» **Your objective**
Below are entries. Pull out all lines containing "React".

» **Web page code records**
□ □ □ □ □
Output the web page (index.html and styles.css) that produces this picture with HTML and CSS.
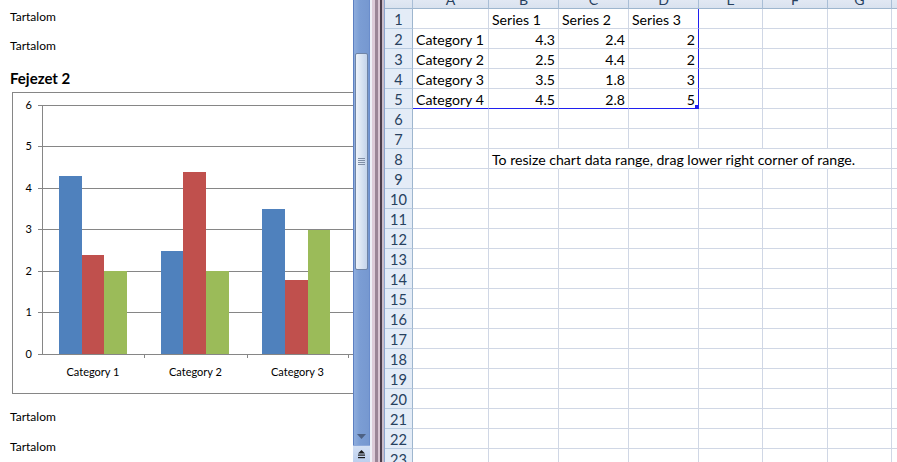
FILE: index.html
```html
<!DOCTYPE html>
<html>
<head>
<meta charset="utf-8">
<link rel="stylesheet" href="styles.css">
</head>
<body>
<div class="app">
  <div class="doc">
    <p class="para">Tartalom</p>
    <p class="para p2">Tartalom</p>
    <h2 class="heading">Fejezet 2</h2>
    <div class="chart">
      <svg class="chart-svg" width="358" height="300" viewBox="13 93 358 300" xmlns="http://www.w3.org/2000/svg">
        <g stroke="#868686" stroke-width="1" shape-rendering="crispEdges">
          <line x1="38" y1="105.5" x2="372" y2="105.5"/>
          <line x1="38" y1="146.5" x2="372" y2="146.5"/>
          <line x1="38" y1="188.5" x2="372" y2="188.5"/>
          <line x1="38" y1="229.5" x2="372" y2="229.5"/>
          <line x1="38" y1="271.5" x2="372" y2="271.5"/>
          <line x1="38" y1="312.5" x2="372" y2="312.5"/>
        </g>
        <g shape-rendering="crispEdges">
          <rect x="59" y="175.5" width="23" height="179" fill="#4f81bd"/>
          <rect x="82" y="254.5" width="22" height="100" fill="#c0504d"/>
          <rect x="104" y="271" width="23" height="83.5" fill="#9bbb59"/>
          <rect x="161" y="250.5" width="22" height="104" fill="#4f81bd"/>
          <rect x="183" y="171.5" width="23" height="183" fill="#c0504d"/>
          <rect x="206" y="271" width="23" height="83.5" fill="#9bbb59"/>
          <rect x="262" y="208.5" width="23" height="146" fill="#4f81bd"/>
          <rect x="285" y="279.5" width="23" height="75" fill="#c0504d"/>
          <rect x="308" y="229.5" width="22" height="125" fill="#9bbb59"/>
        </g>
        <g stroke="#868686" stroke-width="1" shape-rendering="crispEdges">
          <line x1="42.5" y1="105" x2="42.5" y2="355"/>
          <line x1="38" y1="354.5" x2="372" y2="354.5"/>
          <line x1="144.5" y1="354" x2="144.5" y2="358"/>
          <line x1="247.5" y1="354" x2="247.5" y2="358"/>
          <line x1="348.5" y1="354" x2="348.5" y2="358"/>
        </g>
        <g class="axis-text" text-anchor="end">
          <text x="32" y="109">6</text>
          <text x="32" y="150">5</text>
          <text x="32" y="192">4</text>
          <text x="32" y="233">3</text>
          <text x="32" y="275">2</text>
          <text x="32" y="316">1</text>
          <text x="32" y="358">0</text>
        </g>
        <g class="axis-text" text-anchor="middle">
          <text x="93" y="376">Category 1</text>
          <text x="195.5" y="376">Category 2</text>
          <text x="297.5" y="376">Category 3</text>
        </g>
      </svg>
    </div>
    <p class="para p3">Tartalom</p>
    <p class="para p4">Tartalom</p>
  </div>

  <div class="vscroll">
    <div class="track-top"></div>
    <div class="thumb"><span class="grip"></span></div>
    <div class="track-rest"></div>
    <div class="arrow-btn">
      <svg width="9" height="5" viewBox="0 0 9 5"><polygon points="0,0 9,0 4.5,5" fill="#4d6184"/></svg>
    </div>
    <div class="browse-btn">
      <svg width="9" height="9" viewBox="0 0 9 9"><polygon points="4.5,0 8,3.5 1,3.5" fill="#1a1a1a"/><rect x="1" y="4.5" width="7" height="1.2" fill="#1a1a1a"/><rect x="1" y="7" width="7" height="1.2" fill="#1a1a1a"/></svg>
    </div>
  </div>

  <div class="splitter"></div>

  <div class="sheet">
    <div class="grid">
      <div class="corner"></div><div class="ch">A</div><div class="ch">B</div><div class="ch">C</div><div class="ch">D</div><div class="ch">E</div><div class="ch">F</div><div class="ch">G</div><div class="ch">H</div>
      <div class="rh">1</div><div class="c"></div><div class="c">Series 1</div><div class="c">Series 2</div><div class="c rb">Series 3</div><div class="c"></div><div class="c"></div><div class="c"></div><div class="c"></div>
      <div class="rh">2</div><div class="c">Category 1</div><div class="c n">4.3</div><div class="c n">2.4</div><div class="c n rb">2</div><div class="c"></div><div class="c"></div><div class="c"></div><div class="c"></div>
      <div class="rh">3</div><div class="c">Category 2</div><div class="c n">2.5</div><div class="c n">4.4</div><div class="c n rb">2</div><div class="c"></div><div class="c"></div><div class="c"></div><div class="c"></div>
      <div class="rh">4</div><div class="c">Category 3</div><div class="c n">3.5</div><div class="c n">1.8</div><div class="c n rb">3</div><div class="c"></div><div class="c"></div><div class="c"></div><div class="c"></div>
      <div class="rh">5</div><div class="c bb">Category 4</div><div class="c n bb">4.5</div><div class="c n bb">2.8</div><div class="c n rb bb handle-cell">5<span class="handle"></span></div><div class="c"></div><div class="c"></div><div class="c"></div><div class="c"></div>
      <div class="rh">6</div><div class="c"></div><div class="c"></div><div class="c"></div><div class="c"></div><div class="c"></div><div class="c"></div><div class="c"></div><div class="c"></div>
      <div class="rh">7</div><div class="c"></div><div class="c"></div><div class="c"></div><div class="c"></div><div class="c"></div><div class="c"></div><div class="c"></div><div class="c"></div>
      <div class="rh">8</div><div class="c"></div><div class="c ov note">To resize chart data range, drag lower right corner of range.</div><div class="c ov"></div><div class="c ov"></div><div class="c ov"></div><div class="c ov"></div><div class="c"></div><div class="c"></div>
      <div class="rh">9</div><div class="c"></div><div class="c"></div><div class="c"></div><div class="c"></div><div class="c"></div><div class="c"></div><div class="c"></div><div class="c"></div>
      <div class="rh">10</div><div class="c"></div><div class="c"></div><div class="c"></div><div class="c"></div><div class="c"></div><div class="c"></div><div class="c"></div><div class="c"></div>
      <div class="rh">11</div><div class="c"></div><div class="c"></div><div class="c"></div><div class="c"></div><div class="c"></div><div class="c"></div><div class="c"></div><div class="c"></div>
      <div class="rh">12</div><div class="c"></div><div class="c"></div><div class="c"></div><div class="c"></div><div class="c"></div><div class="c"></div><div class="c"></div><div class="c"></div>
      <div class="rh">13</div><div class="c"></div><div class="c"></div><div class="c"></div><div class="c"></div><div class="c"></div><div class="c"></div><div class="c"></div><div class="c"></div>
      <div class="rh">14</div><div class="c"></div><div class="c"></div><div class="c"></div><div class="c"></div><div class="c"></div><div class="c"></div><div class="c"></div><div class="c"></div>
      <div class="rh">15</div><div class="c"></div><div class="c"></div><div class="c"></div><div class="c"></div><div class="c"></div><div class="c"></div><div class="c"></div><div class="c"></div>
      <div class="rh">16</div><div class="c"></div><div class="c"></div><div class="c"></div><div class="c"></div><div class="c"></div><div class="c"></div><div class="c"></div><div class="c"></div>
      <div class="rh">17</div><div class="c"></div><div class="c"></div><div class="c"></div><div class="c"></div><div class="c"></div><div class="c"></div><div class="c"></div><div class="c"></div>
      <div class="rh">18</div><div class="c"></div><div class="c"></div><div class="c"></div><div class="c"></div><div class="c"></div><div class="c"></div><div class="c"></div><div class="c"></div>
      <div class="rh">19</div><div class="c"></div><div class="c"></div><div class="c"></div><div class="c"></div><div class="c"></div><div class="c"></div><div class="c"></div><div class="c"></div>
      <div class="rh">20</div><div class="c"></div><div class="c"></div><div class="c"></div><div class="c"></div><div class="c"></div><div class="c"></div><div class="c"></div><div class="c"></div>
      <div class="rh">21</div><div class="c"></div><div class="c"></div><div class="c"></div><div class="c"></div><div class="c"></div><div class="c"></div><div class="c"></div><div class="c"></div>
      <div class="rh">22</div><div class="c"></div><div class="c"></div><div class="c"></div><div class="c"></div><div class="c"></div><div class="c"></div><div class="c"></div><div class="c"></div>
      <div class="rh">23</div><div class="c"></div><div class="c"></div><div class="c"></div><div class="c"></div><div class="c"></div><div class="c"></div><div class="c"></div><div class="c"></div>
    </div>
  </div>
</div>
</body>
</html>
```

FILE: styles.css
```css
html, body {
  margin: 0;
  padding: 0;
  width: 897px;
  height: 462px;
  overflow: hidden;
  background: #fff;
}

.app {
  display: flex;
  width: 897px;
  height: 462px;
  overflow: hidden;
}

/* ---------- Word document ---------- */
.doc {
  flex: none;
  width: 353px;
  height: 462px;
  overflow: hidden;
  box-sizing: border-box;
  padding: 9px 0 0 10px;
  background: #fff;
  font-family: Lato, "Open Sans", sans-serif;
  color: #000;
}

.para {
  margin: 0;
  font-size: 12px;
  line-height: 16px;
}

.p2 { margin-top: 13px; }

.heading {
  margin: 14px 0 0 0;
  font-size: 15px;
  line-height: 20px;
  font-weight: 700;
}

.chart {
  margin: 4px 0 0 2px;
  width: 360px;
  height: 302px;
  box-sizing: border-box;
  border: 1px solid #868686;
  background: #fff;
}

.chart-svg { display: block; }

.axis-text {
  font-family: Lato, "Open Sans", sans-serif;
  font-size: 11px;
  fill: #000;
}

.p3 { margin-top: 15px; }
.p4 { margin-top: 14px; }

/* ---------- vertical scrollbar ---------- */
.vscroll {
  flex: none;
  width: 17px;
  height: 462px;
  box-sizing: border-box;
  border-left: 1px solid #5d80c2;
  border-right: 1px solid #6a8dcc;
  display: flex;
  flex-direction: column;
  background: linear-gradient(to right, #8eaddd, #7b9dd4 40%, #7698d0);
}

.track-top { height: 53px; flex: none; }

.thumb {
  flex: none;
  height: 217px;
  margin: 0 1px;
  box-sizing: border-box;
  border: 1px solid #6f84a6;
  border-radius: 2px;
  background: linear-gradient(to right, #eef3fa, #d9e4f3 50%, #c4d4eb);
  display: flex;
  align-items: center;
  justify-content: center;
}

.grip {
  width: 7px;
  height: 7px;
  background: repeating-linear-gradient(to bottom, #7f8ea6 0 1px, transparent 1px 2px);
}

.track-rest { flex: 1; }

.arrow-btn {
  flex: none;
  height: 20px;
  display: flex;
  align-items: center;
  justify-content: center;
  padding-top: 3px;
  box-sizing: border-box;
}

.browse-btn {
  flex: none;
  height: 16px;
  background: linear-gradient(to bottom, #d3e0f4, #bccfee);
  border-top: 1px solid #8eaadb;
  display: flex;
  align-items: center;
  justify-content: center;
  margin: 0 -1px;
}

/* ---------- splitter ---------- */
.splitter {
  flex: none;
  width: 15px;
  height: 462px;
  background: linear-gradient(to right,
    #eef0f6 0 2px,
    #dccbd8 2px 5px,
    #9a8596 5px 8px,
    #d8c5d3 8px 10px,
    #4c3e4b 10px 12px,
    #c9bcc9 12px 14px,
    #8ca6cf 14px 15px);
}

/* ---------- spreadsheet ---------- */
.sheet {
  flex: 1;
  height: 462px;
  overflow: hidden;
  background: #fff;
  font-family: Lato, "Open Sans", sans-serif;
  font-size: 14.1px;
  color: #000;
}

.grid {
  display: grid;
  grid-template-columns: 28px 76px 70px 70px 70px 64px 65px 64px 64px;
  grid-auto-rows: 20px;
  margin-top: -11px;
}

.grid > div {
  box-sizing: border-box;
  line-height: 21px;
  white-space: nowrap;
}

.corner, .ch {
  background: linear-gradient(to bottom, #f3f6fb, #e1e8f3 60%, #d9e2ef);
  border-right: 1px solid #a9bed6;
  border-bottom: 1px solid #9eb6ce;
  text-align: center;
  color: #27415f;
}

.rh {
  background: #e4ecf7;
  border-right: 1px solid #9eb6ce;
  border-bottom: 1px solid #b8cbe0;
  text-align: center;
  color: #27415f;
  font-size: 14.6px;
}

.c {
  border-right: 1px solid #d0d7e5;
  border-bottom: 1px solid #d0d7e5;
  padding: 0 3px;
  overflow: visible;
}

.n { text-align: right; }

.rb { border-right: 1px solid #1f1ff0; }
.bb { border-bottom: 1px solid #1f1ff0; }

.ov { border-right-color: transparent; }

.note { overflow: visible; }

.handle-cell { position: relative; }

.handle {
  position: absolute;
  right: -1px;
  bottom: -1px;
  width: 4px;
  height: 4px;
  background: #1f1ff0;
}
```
□ □ □ □ □
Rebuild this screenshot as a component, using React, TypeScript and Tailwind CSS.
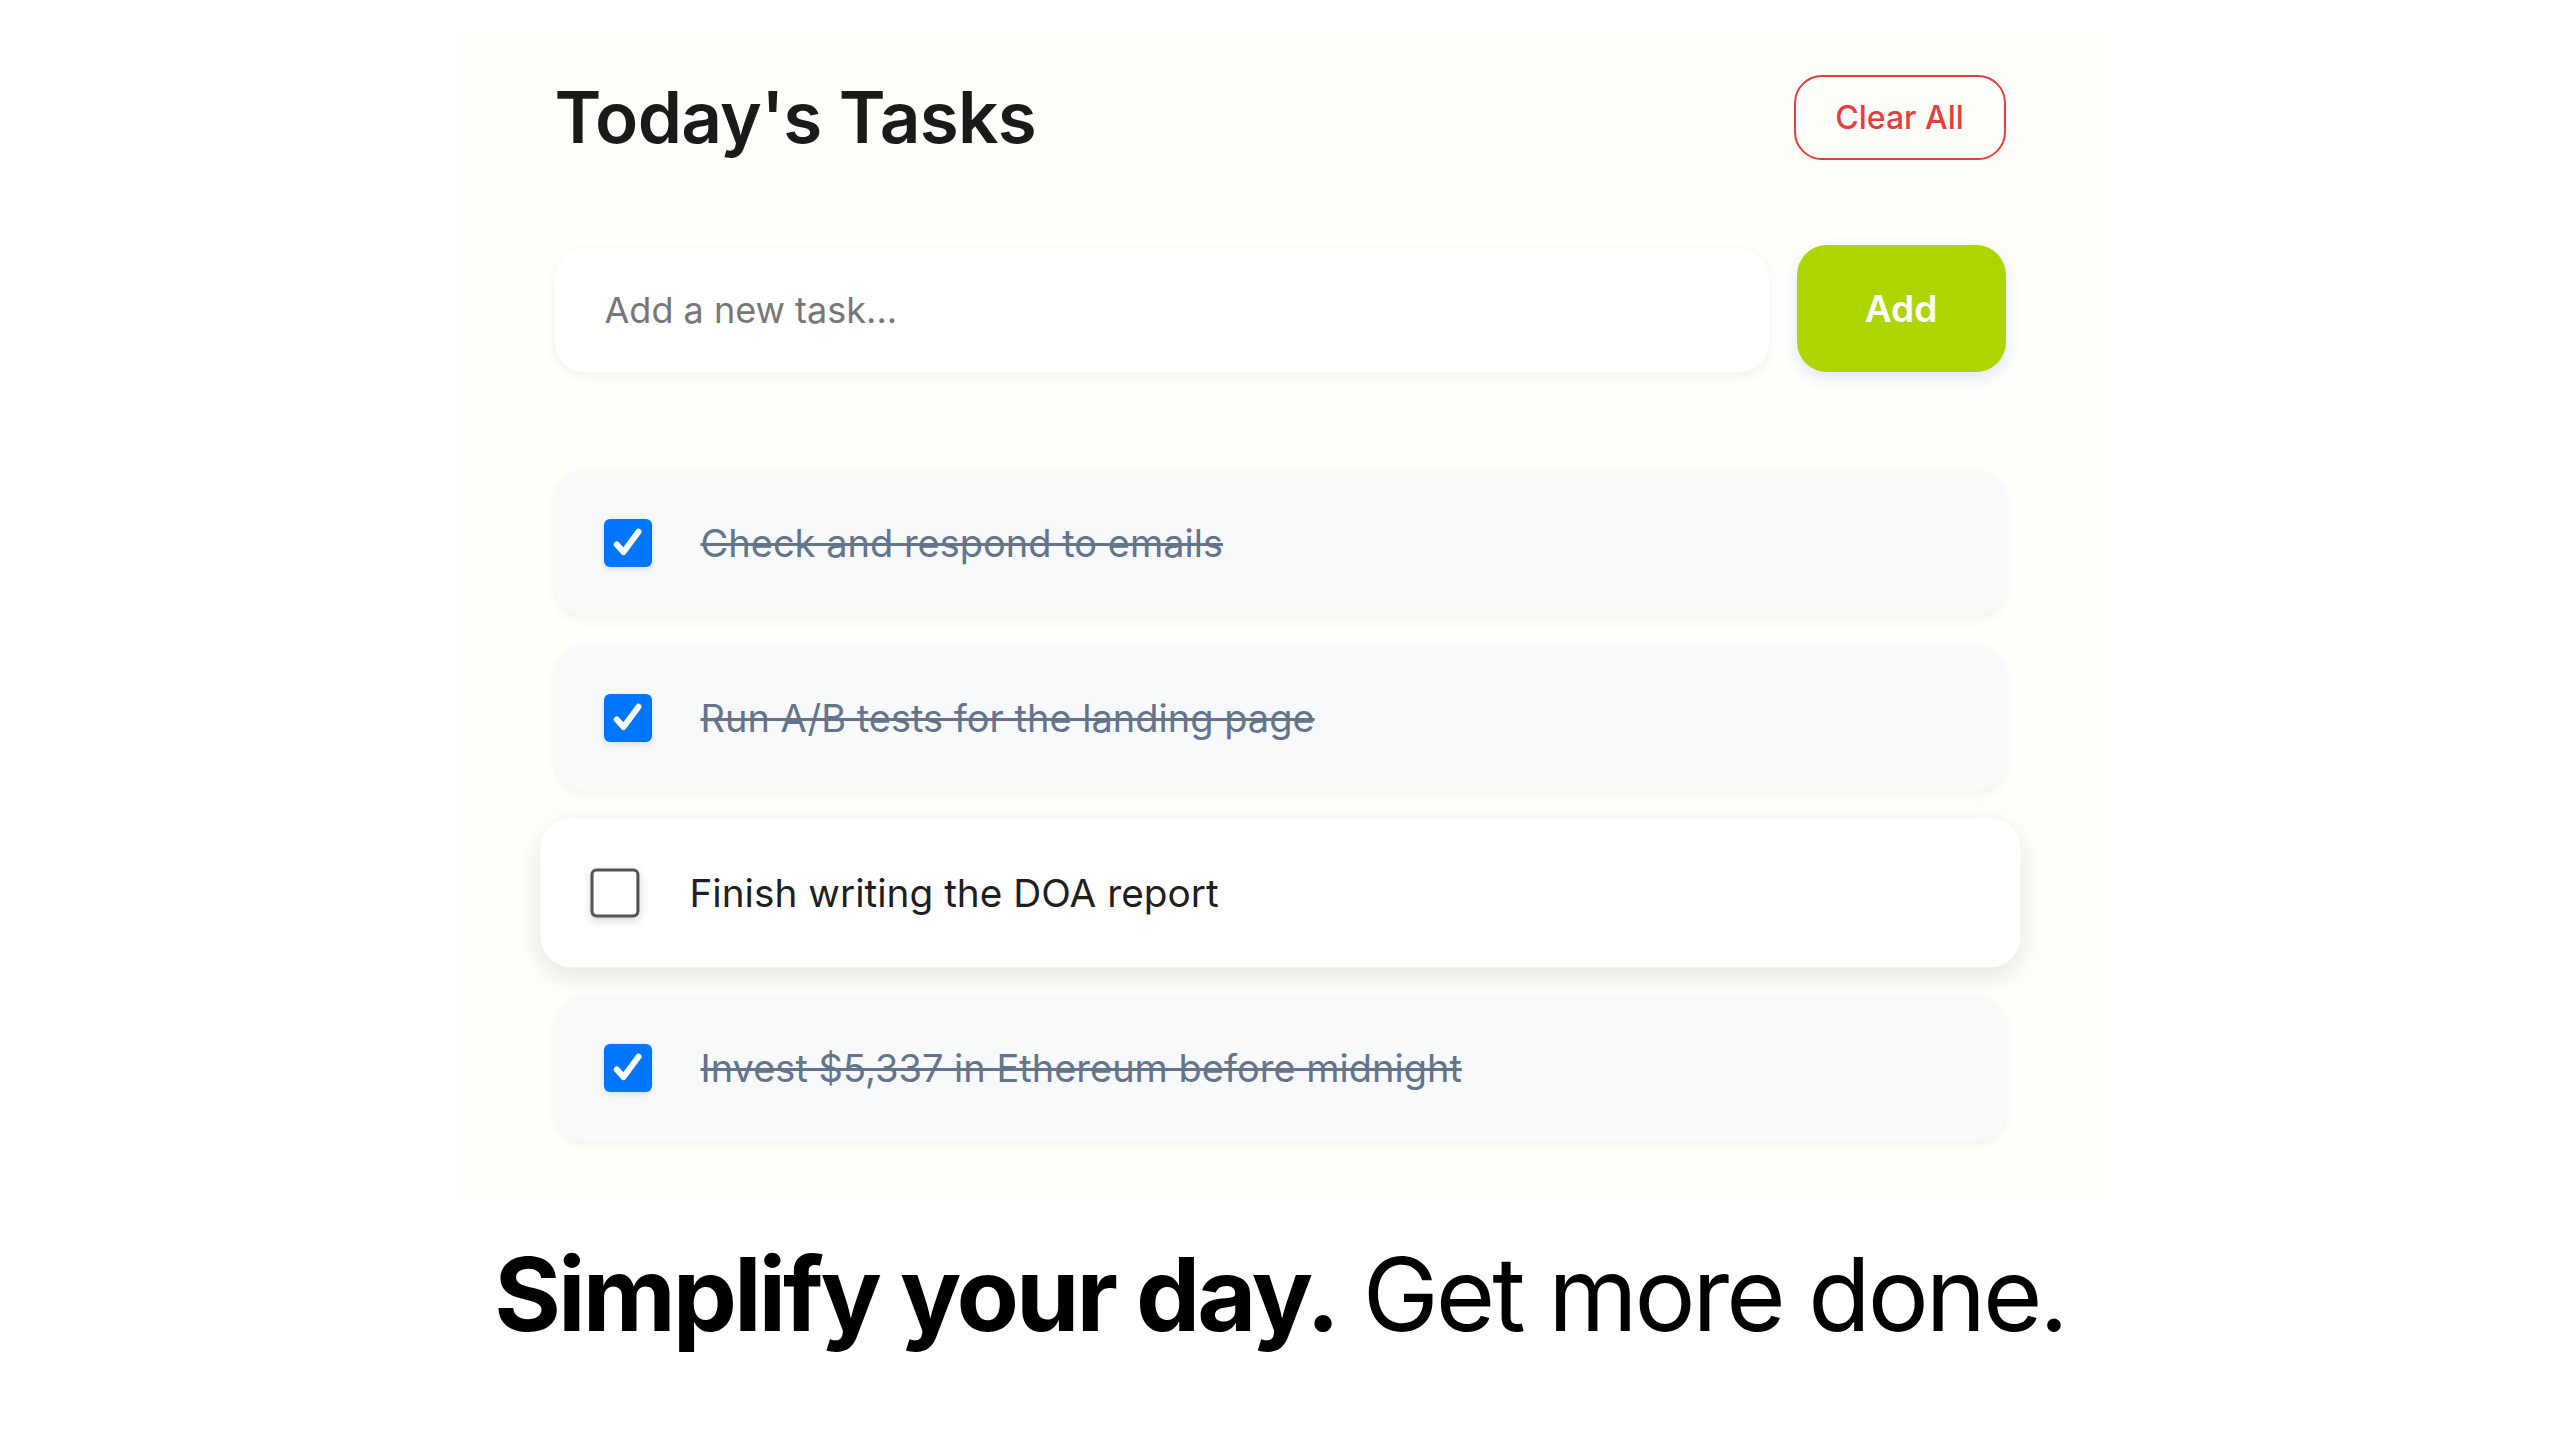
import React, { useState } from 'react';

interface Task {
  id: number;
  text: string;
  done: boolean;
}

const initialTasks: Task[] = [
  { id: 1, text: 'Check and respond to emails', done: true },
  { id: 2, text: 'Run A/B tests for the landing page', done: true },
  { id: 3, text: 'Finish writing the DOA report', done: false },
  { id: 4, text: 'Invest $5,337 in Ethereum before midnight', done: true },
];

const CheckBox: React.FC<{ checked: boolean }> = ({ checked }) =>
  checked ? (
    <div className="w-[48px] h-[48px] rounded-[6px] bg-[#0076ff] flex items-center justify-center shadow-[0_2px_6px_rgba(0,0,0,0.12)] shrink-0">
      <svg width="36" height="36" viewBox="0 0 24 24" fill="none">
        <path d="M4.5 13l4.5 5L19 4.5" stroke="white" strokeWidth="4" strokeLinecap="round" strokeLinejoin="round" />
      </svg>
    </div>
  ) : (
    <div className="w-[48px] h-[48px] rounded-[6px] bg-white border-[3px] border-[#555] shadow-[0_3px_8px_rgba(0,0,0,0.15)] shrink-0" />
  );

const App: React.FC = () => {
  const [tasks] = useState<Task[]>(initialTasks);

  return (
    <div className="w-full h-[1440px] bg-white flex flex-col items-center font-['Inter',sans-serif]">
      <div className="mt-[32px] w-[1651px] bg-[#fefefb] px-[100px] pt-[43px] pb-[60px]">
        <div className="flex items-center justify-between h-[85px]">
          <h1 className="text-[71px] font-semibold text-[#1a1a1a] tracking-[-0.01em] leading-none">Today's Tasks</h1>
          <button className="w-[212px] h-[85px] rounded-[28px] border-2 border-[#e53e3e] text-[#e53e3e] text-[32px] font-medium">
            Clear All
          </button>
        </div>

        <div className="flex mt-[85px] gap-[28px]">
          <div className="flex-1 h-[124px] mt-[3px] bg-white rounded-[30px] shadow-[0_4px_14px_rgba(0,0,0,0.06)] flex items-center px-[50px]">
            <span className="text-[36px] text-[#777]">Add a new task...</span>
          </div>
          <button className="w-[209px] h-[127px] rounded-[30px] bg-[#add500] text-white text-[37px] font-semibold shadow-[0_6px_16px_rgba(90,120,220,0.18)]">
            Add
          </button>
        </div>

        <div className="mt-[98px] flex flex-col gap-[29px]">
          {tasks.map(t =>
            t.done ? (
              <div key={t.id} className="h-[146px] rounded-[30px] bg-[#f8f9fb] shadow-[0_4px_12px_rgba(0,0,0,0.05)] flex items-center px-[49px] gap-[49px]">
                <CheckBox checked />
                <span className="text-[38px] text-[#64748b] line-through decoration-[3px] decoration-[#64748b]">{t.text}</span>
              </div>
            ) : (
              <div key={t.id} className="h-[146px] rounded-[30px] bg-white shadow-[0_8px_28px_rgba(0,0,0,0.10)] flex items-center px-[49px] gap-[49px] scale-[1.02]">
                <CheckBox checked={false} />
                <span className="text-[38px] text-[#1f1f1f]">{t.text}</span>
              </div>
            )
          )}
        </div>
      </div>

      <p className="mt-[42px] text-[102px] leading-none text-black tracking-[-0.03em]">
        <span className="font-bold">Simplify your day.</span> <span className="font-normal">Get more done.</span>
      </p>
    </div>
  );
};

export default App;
□ □ □ □ □
» **Expected answer**
Rebuild this screenshot as a component, using React, TypeScript and Tailwind CSS.
import React, { useState } from 'react';
const CheckBox: React.FC<{ checked: boolean }> = ({ checked }) =>
const App: React.FC = () => {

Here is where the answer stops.